Plaintiff, Betty Jane Nanasi, is the administratrix of the estate of Paul Nanasi, deceased, a former employee of Bethlehem. Nanasi was killed on the job February 15, 1965, and Bethlehem has paid workmen's compensation benefits.
This action was filed in Wayne County Circuit Court on February 17, 1966 against defendant-appellee, General Motors Corporation (hereinafter GM), the owner and operator of the manufacturing plant at which Bethlehem was undertaking a construction project. Pursuant to a stipulation between plaintiff and GM, the complaint was amended on March 4, 1968 to join as parties defendant: Huber, Hunt Nichols, Inc. (hereinafter Huber, Hunt), the general contractor on the construction project; Albert Kahn, Associated Architects Engineers, Inc. (hereinafter Kahn), the supervising architect of the project; and Bethlehem.

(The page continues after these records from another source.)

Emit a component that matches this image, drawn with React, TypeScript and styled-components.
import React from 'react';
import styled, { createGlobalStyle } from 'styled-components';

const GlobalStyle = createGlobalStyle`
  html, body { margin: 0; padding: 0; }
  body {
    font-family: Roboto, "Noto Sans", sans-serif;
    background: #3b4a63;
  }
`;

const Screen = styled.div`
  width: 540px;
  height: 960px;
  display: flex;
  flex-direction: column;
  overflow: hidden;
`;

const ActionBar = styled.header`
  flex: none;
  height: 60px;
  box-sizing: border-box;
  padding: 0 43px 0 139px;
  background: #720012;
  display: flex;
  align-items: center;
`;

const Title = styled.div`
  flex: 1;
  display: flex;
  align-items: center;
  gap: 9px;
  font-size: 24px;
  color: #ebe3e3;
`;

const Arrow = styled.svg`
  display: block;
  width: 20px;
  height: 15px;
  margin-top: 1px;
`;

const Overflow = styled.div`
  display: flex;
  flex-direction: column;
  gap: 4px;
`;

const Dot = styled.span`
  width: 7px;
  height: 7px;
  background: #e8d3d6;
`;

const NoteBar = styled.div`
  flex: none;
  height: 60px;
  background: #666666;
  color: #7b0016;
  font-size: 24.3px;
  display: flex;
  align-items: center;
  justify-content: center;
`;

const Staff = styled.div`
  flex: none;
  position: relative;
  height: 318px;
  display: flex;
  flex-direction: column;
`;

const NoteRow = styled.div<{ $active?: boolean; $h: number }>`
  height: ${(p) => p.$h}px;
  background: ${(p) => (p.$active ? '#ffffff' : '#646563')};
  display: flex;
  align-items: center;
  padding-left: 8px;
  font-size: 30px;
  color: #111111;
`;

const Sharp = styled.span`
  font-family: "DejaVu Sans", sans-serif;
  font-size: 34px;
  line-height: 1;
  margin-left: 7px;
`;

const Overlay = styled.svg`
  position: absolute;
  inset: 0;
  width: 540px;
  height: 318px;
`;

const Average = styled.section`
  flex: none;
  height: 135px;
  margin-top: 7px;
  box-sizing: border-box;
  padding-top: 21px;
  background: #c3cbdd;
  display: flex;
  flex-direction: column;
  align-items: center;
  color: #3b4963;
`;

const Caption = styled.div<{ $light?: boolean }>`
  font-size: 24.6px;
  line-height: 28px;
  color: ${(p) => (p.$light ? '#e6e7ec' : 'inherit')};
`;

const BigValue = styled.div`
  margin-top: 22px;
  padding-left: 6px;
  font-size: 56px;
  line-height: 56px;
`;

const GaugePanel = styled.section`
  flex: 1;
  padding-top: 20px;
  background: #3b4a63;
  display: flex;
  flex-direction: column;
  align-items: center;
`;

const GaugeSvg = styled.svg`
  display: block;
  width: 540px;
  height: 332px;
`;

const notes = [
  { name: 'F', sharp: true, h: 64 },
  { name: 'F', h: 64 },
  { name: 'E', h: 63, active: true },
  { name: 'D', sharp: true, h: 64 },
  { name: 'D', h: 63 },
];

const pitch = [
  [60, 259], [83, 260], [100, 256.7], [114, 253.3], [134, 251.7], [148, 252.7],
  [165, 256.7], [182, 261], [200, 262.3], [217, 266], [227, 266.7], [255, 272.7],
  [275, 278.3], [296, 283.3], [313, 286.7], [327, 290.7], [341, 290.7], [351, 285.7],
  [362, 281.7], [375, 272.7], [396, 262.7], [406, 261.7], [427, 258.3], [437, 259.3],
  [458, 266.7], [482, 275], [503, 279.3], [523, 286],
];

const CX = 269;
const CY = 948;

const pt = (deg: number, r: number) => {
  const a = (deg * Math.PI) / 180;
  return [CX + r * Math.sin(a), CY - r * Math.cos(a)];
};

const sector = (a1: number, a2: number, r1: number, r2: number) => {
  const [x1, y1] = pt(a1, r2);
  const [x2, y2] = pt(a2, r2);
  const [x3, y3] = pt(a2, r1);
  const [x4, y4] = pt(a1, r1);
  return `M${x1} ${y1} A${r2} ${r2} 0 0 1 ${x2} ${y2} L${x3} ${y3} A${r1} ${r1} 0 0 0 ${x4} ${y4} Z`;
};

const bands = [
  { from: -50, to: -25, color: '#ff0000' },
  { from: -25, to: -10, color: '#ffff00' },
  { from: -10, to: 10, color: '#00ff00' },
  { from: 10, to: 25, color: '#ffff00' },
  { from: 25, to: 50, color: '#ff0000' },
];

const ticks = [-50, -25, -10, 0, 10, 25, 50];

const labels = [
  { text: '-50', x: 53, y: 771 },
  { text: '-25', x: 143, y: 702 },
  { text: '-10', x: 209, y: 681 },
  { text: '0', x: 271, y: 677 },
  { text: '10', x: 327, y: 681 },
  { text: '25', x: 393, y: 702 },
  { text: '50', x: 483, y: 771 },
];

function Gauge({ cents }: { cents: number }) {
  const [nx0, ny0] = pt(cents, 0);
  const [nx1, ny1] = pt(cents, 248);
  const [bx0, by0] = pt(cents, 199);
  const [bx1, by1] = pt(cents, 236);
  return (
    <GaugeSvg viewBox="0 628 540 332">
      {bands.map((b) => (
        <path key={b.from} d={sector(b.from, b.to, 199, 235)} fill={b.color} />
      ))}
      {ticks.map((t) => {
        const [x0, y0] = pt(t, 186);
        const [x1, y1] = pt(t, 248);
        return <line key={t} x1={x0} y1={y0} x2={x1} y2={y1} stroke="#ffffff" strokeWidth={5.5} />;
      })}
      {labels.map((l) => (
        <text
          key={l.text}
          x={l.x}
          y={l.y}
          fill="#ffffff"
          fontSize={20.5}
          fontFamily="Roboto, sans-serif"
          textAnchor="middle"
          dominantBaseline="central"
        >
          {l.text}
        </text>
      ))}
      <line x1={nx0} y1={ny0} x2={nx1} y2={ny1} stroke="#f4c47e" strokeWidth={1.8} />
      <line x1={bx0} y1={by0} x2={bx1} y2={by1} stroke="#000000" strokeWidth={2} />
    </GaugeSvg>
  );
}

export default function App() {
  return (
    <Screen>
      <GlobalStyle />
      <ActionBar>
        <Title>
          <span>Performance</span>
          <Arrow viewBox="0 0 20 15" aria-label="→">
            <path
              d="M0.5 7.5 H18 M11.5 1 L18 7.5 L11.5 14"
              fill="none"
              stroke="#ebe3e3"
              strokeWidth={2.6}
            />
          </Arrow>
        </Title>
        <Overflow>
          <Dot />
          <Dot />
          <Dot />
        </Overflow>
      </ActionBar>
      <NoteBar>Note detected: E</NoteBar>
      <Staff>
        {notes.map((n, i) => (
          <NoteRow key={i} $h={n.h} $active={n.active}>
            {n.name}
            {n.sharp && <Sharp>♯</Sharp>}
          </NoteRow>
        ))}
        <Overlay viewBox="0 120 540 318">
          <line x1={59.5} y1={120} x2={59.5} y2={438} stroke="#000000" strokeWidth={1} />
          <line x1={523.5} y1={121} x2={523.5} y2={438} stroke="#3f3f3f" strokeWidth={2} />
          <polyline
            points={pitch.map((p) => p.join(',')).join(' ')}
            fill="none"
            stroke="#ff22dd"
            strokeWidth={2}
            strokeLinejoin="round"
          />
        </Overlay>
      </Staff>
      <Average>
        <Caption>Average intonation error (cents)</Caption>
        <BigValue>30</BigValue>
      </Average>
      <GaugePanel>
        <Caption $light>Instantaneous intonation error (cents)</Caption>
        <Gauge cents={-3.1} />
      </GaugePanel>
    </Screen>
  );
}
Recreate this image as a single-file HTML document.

A motion by Bethlehem for summary judgment on the basis of workmen's compensation immunity was granted by the trial judge on June 5, 1970, eliminating Bethlehem as a primary defendant. On the same day the court granted motions by Huber, Hunt and GM for leave to file third-party complaints against Bethlehem, alleging common-law and contractual indemnity.
MCLA 411.4; MSA 17.144 (Workmen's Compensation Act then in effect).
Bethlehem responded by moving for summary judgment on the third-party complaints. In the alternative, Bethlehem prayed for separate trial of the third-party action. Both motions were denied on July 20, 1973 and formed the basis for this appeal. For convenience, we will treat each motion separately.
Although the decision on the motion for separate trial provides for a separate trial in the event the third-party action is tried by the court, it is apparent at this point that if the third-party complaints go to trial, it will be by jury. The motion for separate trial has therefore been denied for purposes of this appeal.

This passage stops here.